What to work on:
Search the listing for "styles" and copy every line where it appears.
** Start Supplied records **
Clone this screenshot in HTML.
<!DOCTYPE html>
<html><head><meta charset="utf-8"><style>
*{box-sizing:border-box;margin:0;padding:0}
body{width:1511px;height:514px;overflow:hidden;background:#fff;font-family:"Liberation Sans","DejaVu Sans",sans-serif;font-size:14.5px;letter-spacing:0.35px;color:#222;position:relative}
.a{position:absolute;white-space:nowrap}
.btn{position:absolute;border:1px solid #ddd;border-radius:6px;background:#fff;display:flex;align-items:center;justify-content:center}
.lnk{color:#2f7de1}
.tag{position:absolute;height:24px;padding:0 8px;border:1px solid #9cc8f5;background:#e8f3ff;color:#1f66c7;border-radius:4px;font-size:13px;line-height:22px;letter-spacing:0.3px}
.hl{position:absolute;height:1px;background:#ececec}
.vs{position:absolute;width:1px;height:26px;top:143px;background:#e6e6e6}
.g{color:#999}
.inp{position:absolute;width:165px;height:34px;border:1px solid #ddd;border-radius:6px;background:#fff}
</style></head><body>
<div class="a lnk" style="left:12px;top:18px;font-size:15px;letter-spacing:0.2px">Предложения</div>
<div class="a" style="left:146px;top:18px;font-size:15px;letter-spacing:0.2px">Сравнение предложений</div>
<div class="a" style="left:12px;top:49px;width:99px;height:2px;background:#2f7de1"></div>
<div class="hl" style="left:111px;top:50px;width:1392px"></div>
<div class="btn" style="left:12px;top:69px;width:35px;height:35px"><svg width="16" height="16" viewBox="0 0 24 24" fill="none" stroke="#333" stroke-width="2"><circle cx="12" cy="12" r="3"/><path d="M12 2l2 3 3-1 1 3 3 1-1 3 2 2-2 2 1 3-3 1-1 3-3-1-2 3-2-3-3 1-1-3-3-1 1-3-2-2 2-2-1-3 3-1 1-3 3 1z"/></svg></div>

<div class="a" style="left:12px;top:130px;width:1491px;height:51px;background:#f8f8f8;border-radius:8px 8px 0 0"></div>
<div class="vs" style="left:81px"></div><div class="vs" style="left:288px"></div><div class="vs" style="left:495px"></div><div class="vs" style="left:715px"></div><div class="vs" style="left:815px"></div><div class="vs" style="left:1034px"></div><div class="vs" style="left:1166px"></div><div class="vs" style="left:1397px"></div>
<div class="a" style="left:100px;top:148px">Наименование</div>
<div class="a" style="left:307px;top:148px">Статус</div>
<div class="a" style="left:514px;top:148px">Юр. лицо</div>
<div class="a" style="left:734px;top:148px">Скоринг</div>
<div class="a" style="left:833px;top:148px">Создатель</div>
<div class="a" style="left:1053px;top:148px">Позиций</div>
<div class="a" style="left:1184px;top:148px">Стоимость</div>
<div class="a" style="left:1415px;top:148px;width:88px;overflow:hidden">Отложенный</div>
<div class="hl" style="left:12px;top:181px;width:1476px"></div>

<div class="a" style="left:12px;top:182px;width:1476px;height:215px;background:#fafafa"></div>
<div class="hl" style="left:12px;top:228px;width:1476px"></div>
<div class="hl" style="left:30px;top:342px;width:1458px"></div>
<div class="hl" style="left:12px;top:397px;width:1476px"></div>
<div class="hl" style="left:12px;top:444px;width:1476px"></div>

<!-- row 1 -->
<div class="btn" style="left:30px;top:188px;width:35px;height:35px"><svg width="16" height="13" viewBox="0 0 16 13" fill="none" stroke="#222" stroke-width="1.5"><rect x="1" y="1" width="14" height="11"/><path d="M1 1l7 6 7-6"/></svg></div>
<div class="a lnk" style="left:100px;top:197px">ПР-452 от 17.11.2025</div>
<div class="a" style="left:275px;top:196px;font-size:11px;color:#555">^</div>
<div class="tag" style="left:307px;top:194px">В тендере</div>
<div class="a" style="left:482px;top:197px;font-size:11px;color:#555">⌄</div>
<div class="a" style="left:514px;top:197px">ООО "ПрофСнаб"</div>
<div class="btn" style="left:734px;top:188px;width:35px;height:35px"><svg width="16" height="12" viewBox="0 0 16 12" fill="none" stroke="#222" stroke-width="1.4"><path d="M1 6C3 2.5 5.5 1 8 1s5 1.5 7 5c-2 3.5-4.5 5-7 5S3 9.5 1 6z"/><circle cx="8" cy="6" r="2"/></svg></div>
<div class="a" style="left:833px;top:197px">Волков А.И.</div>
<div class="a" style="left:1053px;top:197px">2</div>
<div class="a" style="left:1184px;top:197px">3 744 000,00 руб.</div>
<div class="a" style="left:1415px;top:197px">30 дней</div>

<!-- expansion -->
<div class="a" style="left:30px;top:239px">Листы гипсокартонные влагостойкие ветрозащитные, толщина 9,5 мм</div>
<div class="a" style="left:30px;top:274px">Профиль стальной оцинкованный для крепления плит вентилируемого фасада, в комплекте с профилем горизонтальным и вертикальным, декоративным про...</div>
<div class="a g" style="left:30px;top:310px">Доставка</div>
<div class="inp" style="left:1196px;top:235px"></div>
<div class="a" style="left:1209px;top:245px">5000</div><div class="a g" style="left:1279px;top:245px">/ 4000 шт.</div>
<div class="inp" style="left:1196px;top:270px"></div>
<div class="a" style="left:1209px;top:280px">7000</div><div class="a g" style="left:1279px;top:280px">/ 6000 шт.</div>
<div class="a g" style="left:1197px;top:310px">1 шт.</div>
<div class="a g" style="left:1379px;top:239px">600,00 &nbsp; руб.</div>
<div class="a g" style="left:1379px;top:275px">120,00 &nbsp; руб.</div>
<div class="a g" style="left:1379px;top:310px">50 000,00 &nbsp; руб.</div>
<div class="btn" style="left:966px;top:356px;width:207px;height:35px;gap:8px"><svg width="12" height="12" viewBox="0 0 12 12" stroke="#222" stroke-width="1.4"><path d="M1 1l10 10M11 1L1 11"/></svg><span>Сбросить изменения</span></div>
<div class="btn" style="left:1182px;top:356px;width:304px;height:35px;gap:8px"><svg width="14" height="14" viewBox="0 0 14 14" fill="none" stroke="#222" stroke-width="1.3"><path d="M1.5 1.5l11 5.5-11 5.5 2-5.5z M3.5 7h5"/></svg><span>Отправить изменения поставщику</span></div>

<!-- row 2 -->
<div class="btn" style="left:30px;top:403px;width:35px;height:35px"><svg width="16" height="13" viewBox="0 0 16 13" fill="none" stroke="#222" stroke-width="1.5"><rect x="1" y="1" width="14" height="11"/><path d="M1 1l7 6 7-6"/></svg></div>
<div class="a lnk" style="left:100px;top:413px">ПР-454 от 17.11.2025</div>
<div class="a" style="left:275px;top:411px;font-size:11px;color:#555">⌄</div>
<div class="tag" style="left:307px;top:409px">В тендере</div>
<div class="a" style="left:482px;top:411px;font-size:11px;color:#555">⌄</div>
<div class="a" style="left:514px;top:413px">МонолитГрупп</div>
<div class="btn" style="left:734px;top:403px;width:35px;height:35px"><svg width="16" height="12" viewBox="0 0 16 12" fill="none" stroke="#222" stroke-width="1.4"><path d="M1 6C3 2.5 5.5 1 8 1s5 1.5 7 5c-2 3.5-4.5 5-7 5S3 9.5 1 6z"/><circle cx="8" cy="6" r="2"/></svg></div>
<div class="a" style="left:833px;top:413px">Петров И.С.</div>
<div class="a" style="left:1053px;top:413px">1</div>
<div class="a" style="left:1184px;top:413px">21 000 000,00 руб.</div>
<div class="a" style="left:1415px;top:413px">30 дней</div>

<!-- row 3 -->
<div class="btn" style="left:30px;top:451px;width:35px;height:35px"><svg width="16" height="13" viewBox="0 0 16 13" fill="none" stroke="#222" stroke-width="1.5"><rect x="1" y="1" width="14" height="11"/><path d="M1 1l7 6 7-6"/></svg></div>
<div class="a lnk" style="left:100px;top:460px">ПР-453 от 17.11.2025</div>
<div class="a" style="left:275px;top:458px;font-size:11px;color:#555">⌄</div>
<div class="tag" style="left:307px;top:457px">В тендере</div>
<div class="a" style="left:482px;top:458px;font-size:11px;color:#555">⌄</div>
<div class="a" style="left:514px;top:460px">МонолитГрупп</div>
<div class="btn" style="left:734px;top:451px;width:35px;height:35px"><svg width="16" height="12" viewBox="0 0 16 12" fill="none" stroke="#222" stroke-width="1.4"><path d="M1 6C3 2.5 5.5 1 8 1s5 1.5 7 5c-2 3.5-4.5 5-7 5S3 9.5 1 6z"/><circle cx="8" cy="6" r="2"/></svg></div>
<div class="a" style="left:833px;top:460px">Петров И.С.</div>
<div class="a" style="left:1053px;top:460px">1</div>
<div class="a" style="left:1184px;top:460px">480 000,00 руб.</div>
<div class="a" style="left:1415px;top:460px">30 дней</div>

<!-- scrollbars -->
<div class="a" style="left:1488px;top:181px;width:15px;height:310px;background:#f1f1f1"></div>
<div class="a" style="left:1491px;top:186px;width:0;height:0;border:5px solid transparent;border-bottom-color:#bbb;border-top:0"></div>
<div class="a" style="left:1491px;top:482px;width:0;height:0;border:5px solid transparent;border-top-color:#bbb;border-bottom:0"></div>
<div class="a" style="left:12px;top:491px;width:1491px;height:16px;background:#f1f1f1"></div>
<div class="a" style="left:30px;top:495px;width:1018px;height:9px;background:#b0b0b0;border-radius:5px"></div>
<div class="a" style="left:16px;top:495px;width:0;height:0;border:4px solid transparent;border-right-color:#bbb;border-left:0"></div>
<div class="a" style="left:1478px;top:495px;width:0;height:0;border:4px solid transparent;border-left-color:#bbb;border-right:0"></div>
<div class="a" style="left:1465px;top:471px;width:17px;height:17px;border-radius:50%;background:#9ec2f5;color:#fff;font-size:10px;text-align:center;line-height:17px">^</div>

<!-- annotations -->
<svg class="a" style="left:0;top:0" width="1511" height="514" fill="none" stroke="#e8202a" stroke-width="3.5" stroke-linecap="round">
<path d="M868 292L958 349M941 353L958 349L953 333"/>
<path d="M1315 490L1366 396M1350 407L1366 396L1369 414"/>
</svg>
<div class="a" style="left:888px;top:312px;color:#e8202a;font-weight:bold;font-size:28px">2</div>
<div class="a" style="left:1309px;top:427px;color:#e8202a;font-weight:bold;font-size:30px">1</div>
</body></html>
** End Supplied records **
** Start Supplied records **
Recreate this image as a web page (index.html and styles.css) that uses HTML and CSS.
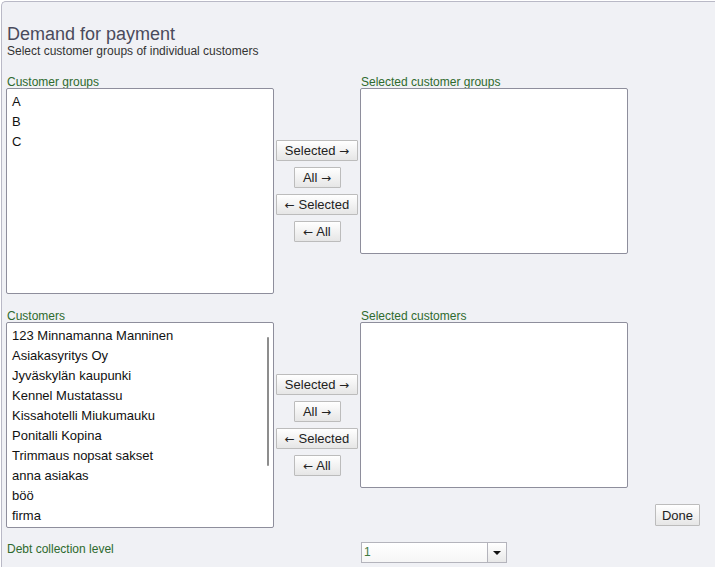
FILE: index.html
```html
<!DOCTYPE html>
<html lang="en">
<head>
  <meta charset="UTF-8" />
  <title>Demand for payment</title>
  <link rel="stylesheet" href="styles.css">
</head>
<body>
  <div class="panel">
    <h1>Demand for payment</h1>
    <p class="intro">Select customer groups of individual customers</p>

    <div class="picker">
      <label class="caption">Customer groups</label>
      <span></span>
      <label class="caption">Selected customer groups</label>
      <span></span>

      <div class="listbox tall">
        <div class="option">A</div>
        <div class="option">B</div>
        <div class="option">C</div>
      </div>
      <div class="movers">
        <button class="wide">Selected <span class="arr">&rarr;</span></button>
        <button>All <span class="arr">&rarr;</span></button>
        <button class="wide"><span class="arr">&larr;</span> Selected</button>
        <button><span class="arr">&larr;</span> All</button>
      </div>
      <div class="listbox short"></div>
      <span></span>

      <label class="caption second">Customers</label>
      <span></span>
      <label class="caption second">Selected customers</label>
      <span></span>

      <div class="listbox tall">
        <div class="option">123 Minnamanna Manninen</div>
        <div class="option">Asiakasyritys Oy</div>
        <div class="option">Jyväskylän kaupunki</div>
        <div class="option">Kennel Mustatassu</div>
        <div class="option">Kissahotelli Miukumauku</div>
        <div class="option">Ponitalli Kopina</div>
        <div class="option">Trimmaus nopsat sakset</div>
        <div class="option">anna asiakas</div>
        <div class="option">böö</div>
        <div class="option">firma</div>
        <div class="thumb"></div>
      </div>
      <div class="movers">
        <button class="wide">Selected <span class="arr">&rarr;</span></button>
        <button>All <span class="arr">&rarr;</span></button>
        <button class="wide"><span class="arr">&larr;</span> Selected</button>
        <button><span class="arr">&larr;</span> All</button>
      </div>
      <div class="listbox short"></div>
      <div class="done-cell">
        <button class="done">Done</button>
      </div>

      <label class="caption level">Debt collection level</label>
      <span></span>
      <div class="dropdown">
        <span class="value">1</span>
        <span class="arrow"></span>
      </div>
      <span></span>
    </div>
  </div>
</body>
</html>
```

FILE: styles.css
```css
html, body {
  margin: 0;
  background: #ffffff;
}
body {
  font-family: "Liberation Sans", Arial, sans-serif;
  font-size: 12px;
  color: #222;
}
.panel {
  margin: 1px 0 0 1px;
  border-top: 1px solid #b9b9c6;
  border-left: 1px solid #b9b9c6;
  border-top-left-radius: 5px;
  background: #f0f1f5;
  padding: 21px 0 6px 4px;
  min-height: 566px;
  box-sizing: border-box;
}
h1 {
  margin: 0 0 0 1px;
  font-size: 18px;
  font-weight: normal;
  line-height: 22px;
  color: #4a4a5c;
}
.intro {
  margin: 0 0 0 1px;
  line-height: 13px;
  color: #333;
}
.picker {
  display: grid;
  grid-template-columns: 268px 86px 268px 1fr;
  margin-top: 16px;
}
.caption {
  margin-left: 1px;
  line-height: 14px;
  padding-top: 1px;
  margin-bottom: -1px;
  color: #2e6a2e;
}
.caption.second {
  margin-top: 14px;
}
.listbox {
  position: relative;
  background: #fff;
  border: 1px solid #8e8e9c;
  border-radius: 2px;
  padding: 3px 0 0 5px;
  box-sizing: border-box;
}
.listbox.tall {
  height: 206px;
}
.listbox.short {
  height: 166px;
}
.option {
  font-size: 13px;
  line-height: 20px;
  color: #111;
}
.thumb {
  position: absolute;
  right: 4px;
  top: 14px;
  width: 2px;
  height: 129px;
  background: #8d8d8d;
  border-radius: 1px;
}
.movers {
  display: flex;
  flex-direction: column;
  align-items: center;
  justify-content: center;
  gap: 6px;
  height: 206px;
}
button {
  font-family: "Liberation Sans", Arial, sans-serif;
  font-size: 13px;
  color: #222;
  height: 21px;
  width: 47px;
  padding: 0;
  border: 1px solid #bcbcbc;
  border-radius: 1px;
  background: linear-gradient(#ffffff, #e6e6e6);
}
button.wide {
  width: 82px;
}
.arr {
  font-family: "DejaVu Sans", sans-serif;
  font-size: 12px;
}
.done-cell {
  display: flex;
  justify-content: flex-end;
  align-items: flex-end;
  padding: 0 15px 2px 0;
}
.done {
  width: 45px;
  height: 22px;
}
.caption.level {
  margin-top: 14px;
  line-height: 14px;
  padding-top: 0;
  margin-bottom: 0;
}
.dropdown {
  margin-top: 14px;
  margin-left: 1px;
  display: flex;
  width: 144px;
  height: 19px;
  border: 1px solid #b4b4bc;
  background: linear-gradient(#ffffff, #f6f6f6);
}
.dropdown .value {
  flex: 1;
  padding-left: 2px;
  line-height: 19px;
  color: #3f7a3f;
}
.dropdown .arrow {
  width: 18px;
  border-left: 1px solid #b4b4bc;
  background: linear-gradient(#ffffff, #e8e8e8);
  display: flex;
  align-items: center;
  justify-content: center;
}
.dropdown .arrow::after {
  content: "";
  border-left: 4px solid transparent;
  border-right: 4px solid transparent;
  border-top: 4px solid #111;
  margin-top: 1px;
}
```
** End Supplied records **
Written answer:
Recreate this image as a web page (index.html and styles.css) that uses HTML and CSS.
  <link rel="stylesheet" href="styles.css">
FILE: styles.css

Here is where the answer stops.